Bobette Reeder, president of the International Coach Federation (ICF), a US-based non-profit organisation, says you should always try to seek referrals from coaches.  “If not, do some homework,” she says.  “Check out coach referral service listings of coaches and look for credentials.”

 

ICF-accredited coaches, for example, must meet requirements that include coach-specific training and accumulated hours of experience.  Reeder also recommends checking their coaching style and philosophy to find one that suits your needs and your personality.

 

“Interview at least two or three coaches on the phone before deciding,” suggests Reeder.  “You are seeking a great fit, so you need to listen to your gut a bit on this one.  You will know when someone resonates with you.”

 

COST OF PERSONAL COACHING

Warm and fuzzy feelings aside, coaching does cost, and usually individual executives seek out a coach at their own expense.  “In Asia, more clients are prepared to pay for the service themselves since the results give them the competitive edge over others, or help them to be better managers,” claims Martin Ross, founder and managing consultant of Singapore-based coaching company Worklife Asia.

A coach usually charges an executive between US$100 and US$400 an hour, but Ross says the rate depends on the client’s needs and status and the experience of the coach.

The cost can jump significantly, however, when a company recruits an executive coach for its staff.  In this case, it is usually the company that picks up the cheque.  The findings of a recent survey by an international human resources consultancy, The Hay Group, show that between 25 and 40 per cent of Fortune 500 companies are enlisting coaches for their executives.

Companies such as Motorola and IBM offer coaching as part of their executive development programs, paying as much as US$750 an hour.

Executive coaching makes up around 10 per cent of The Hay Group’s practice, according to its Asian regional director, Tharuma Rajah, coaches are called upon because more companies recognise the need for greater emotional intelligence among their staff.  He says this can include effective communication skills and even respect for diversity in the workplace.  “This can be achieved through personal development, and coaching promotes this.”

He says coaches can help executives on every rung of the corporate ladder: “Some of the executives I coach are stars.  My job is to make them superstars.”

Not surprisingly, having superstars on board can have an equally super impact on the bottom line.  Last year,  US-based career management consulting company Manchester Inc. conducted a study into the effectiveness of coaching for executives and its value to companies.  The results showed that companies that invested in executive coaching received an average return on investment of more than 500 per cent.

Yet despite such impressive results, skeptics abound.  Some detractors dismiss executive coaching as just the latest in a line of management fads.  Others question its professional integrity, because there are still few guidelines and rules in the relatively new profession.

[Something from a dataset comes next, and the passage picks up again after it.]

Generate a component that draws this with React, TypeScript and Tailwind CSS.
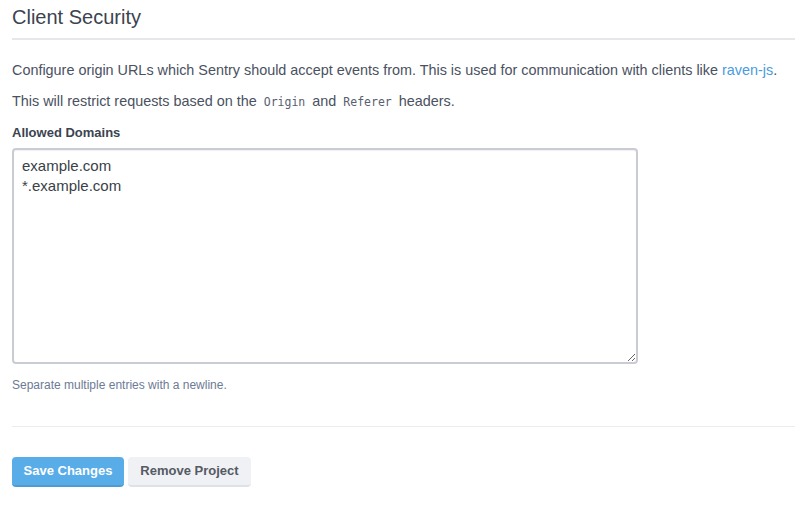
import React from 'react';

// Client Security settings panel — origin allow-list form
export default function App() {
  return (
    <div className="min-h-screen bg-white pl-3 pt-[5px] font-['Liberation_Sans',Arial,sans-serif] text-[#4a5161]">
      <h3 className="border-b-2 border-[#e6e7ea] pb-[9px] text-[20px] leading-6 text-[#3c4350]">
        Client Security
      </h3>

      <p className="mt-5 text-[14.4px] leading-5">
        Configure origin URLs which Sentry should accept events from. This is used for communication with clients like{' '}
        <a href="#" className="text-[#4a9be0]">raven-js</a>.
      </p>
      <p className="mt-[11px] text-[14.4px] leading-5">
        This will restrict requests based on the{' '}
        <code className="px-[3px] font-['DejaVu_Sans_Mono',monospace] text-[11.5px] text-[#596070]">Origin</code> and{' '}
        <code className="px-[3px] font-['DejaVu_Sans_Mono',monospace] text-[11.5px] text-[#596070]">Referer</code>{' '}
        headers.
      </p>

      <label className="mt-3 block text-[13px] font-bold leading-[18px] text-[#3c4350]">Allowed Domains</label>
      <textarea
        className="mt-[6px] block h-[216px] w-[626px] rounded-[4px] border-2 border-[#c9ccd3] px-2 pt-[6px] text-[15px] leading-5 text-[#3a3f48] shadow-[inset_0_1px_1px_rgba(0,0,0,0.06)] outline-none"
        defaultValue={'example.com\n*.example.com'}
      />
      <p className="mt-[13px] text-[12px] leading-4 text-[#6c7b95]">Separate multiple entries with a newline.</p>

      <div className="mt-[33px] border-t border-[#eaecef]" />

      <div className="mt-[30px] flex gap-1">
        <button className="h-[30px] w-[112px] rounded-[4px] border-b-2 border-[#4f9bd2] bg-[#58ade8] text-[13px] font-bold text-white">
          Save Changes
        </button>
        <button className="h-[30px] w-[123px] rounded-[4px] border-b-2 border-[#dde1e8] bg-[#eff1f5] text-[13px] font-bold text-[#555a63]">
          Remove Project
        </button>
      </div>
    </div>
  );
}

Shubha Narayanan, an executive coach and managing partner of Singapore-based consulting firm HR Strategies, says criticism can also exist within company departments.  “Sometimes, HR or immediate supervisors are not supportive of executive coaching [because] they are also supposed to play the role of coach to their employees,” Narayanan says.

Organisations often assume it is safer to adopt internal corporate coaching than to call in an outsider, as the management ideas fostered are more likely to be in line with those of the company’s.  Narayanan says executive coaching is more effective when a company’s HR department is involved in the decision of opting for external coaches.  “It works best when the coach retains his independence and confidentiality, but works with the organisation where required.”

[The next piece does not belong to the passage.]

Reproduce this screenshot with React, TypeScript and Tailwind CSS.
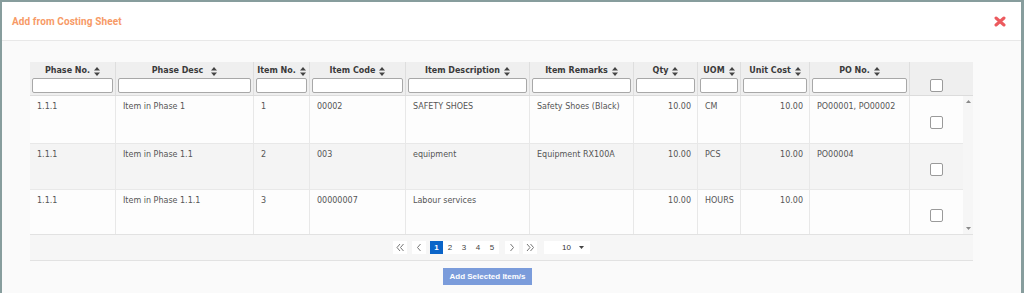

Hilary Davies, a Hong Kong-based coach, says the success of executive coaching depends on one simple equation: “Coaching translates into doing.  Doing impacts a business.”

Organisations can muscle up by hiring an executive coach for their staff.  A Manchester Inc. survey found the average ROI on executive coaching to be more than 500 per cent.

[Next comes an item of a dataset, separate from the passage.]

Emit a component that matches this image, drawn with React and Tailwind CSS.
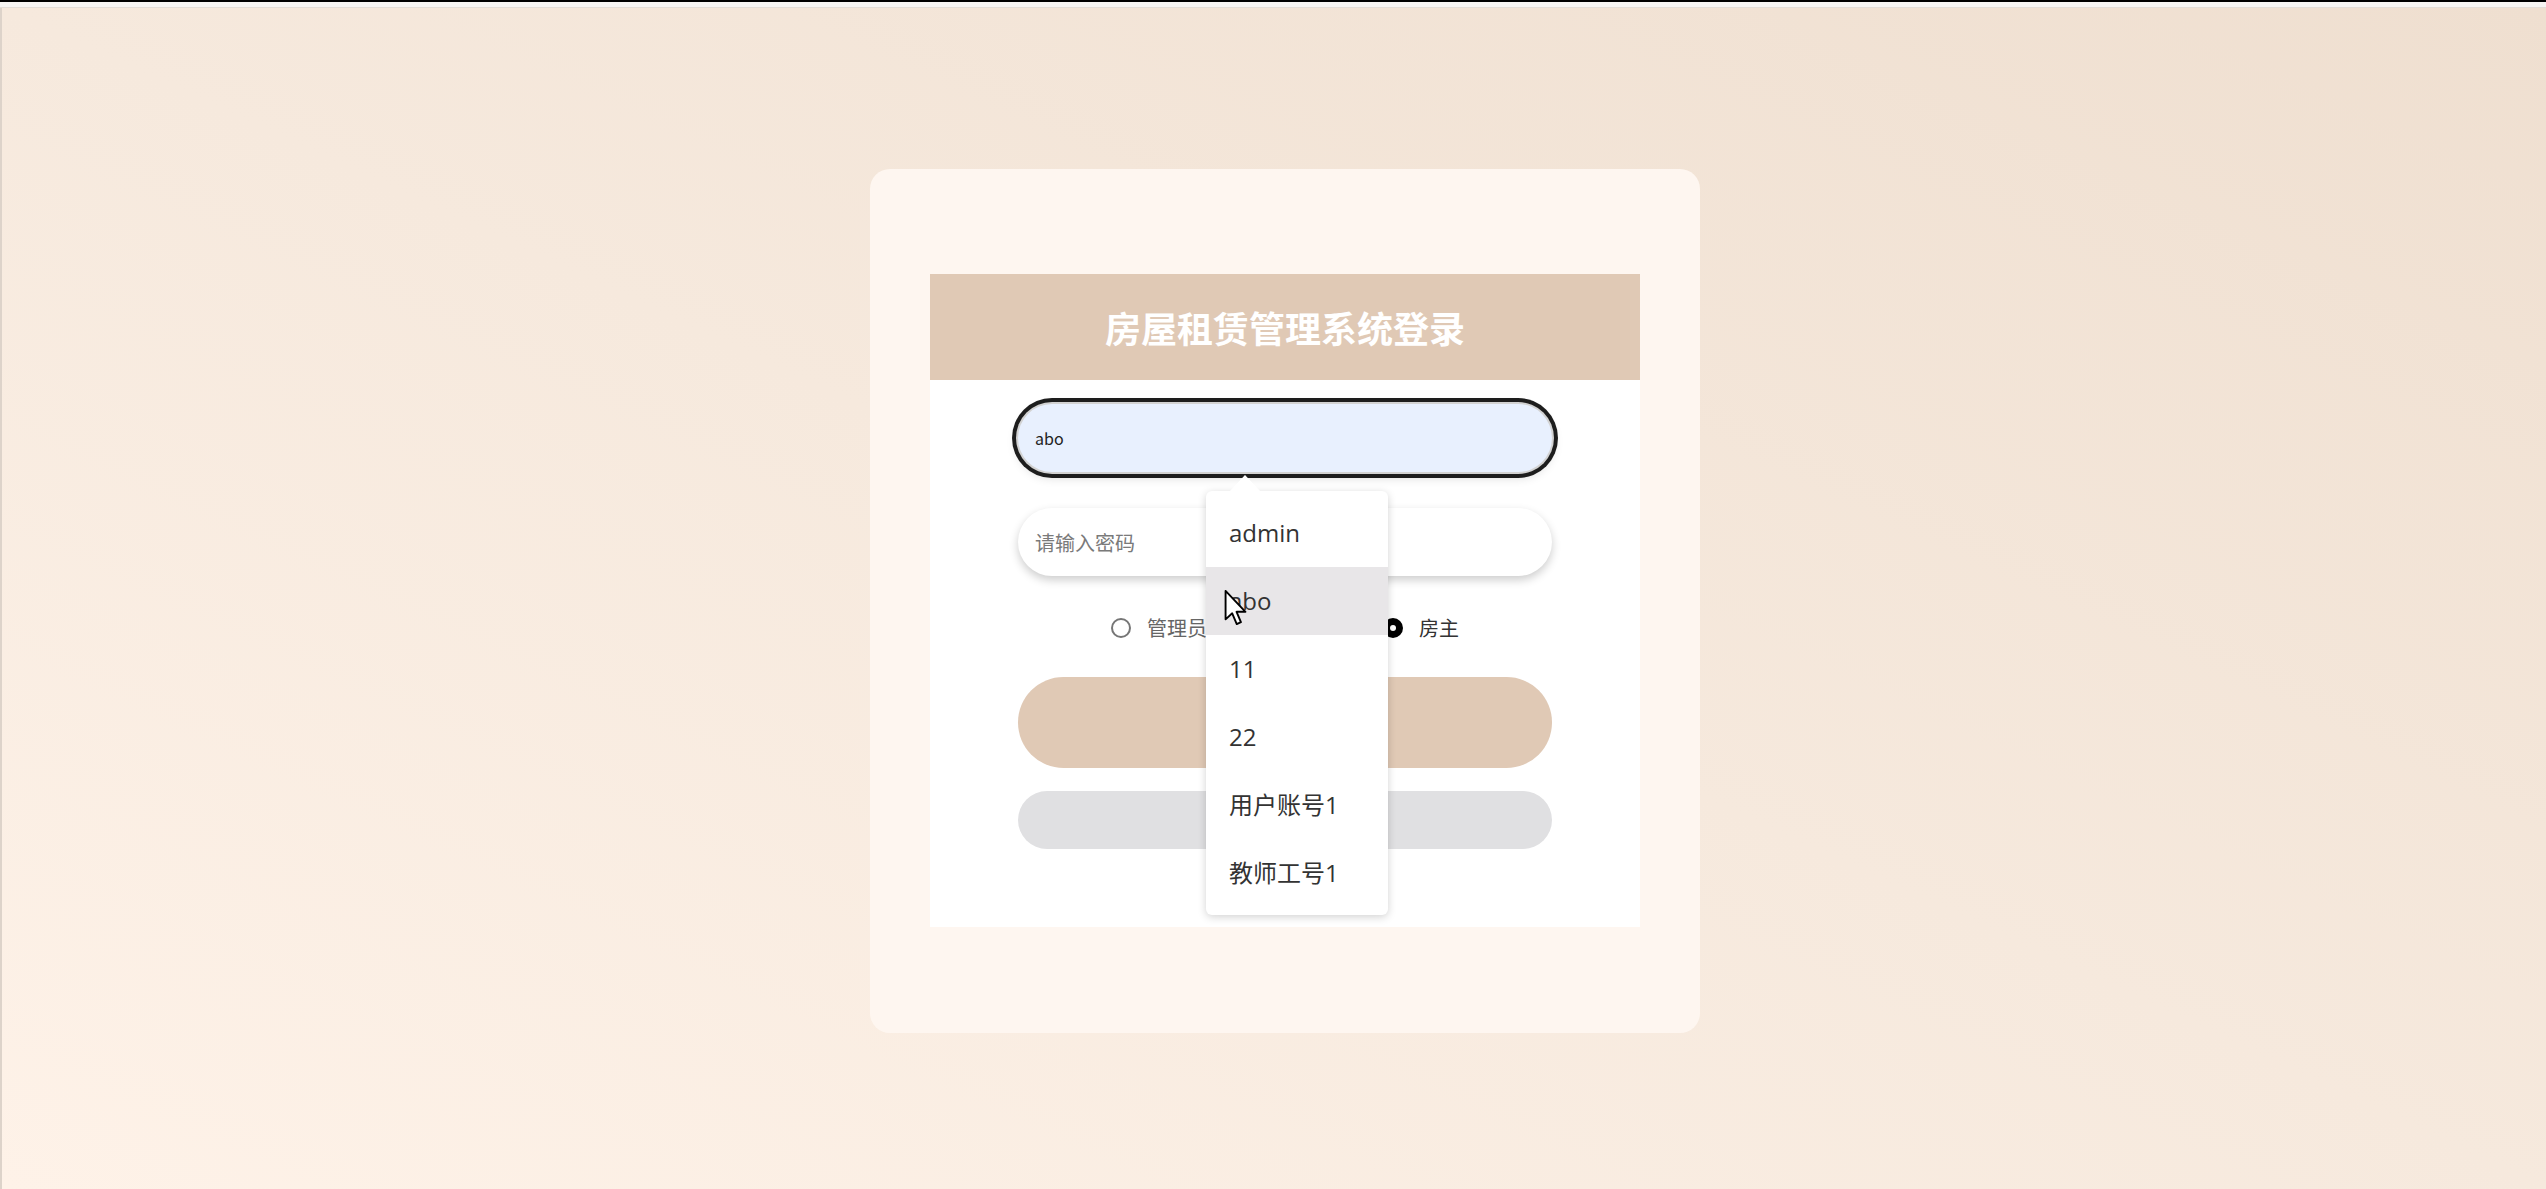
import React from 'react';

const suggestions = ['admin', 'abo', '11', '22', '用户账号1', '教师工号1'];

const roles = [
  { label: '管理员', checked: false },
  { label: '', checked: false },
  { label: '房主', checked: true },
];

const Radio = ({ label, checked }) => (
  <label className="flex items-center gap-[16px] text-[20px]">
    {checked ? (
      <span className="w-[20px] h-[20px] rounded-full bg-black flex items-center justify-center">
        <span className="w-[6px] h-[6px] rounded-full bg-white" />
      </span>
    ) : (
      <span className="w-[20px] h-[20px] rounded-full border-2 border-[#767676] bg-white" />
    )}
    {label ? (
      <span className={checked ? 'text-[#333]' : 'text-[#666]'}>{label}</span>
    ) : (
      <span className="w-[40px]" />
    )}
  </label>
);

const Cursor = () => (
  <svg className="absolute left-[18px] top-[23px] w-[24px] h-[36px]" viewBox="0 0 12 19">
    <path d="M0.5 0.5 L0.5 15.5 L4 12.3 L6.4 18 L8.6 17 L6.3 11.5 L11 11.5 Z" fill="#fff" stroke="#000" strokeWidth="1" strokeLinejoin="round" />
  </svg>
);

const Suggestions = () => (
  <div className="absolute left-[188px] top-[87px] z-10 w-[182px] rounded-[6px] bg-white py-[8px] shadow-[0_2px_8px_rgba(0,0,0,0.18)]">
    <svg className="absolute -top-[16px] left-[23px] w-[32px] h-[17px]" viewBox="0 0 32 17">
      <polygon points="0,17 16,0 32,17" fill="#fff" />
    </svg>
    {suggestions.map((s) => (
      <div
        key={s}
        className={`relative h-[68px] flex items-center pl-[23px] text-[24px] text-[#333] ${s === 'abo' ? 'bg-[#e8e6e8]' : ''}`}
        style={{ fontFamily: '"Open Sans", "Noto Sans CJK SC", sans-serif' }}
      >
        {s}
        {s === 'abo' && <Cursor />}
      </div>
    ))}
  </div>
);

export default function App() {
  return (
    <div
      className="h-[1189px] flex flex-col overflow-hidden"
      style={{ fontFamily: '"Noto Sans CJK SC", "Noto Sans", sans-serif' }}
    >
      <div className="h-[2px] bg-black" />
      <div className="h-[6px] bg-[#f7f5f3] border-b border-[#e3ddd7]" />
      <main className="flex-1 flex items-center justify-center pl-[22px] pt-[5px] border-l-2 border-[#ddd3ca] bg-[linear-gradient(to_top_right,#fef2e8,#f6e9dd_50%,#efdfd0)]">
        <div className="w-[830px] h-[864px] rounded-[20px] bg-[#fef6f0] px-[60px] pt-[105px]">
          <div className="w-[710px] bg-white">
            <div className="h-[106px] bg-[#e0c9b5] flex items-center justify-center">
              <h1 className="text-[36px] font-bold text-white">房屋租赁管理系统登录</h1>
            </div>
            <div className="flex flex-col items-center pt-[24px] pb-[78px]">
              <div className="relative w-[534px] h-[68px]">
                <input
                  readOnly
                  defaultValue="abo"
                  className="w-full h-full rounded-full bg-[#e8f0fe] pl-[17px] text-[16px] text-[#222] outline-none shadow-[0_0_0_2px_#d2d2d2,0_0_0_6px_#1d1d1d,0_4px_12px_rgba(0,0,0,0.2)]"
                />
                <Suggestions />
              </div>
              <input
                readOnly
                placeholder="请输入密码"
                className="mt-[36px] w-[534px] h-[68px] rounded-full bg-white pl-[17px] text-[20px] outline-none placeholder:text-[#7a7a7a] shadow-[0_4px_10px_rgba(0,0,0,0.2)]"
              />
              <div className="mt-[37px] h-[30px] flex items-center gap-[50px]">
                {roles.map((r, i) => (
                  <Radio key={i} {...r} />
                ))}
              </div>
              <button aria-label="登录" className="mt-[34px] w-[534px] h-[91px] rounded-full bg-[#e0c9b5]" />
              <button aria-label="注册" className="mt-[23px] w-[534px] h-[58px] rounded-full bg-[#e0e0e2]" />
            </div>
          </div>
        </div>
      </main>
    </div>
  );
}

WORKING TOWARDS OBJECTIVES

Davies says coaching programs fall into two categories: change-oriented, where the focus is on supplementing and refocusing skills; and growth-oriented, which aims to accelerate the learning curve for recently promoted executives.

“Usually, the executive will have prepared for the session,” she says.  “Time will be spent clarifying outcomes – what they want, and what are issues that they may be having difficulties with.  Then the session will help the executive define outcomes – what will success look like?”

Davies says many executives require coaching in communication and interpersonal skills.  “Personal growth issues often get raised later as the coaching relationship grows and trust is developed,” she says.  “The important point is that executives are individuals too, with a home life and other needs and aspirations.  Addressing work/life balance is often a key area for discussion.”

For Kate Graham, the decision to enlist a coach came when she grew restless in her career as an accountant.  “I was looking for a change, but I didn’t have the motivation or the confidence to make the break.”

Graham says she also found it tough to remain accountable to herself.  She made many personal pledges, but broke them all.  And this is where Davies came in.  Graham recruited Davies eight months ago to support the challenge of a career transition to market research.  “It helped to have someone impartial to answer to if I strayed.”

Once Graham made the move, Davies continued to coach her as she dealt with the challenges that often come with starting a new career.  “Coaching helped increase my self-confidence and I feel more in control of what I’m doing,” Graham says.  “Hilary listened.  She helped me shift my view by asking the right questions.  And I found that I knew the answers all along.”

For Alliance’s Chu, it is this sense of self-awareness that has helped him lift his game.  “Even though I was talking to Angela about my problems, all of the solutions were coming out of my mouth.  I found it very empowering.  And talking to a stranger makes me feel more secure because there’s no expectation and no history, so it’s a lot easier to speak frankly,” he says.  “I might have overcome my problems without a coach, but not within months.  It might have taken years to sort out the root of my problems.”

So does Chu question his return on investment? Not for a minute.  He says communication with his boss has improved and he no longer questions his own worth.  He has successfully implemented a new business service line for Alliance.  And his new, confident outlook has been instrumental in winning several new contracts for his company.  With this boost to the bottom line, one doubts that Alliance would question Chu’s investment either.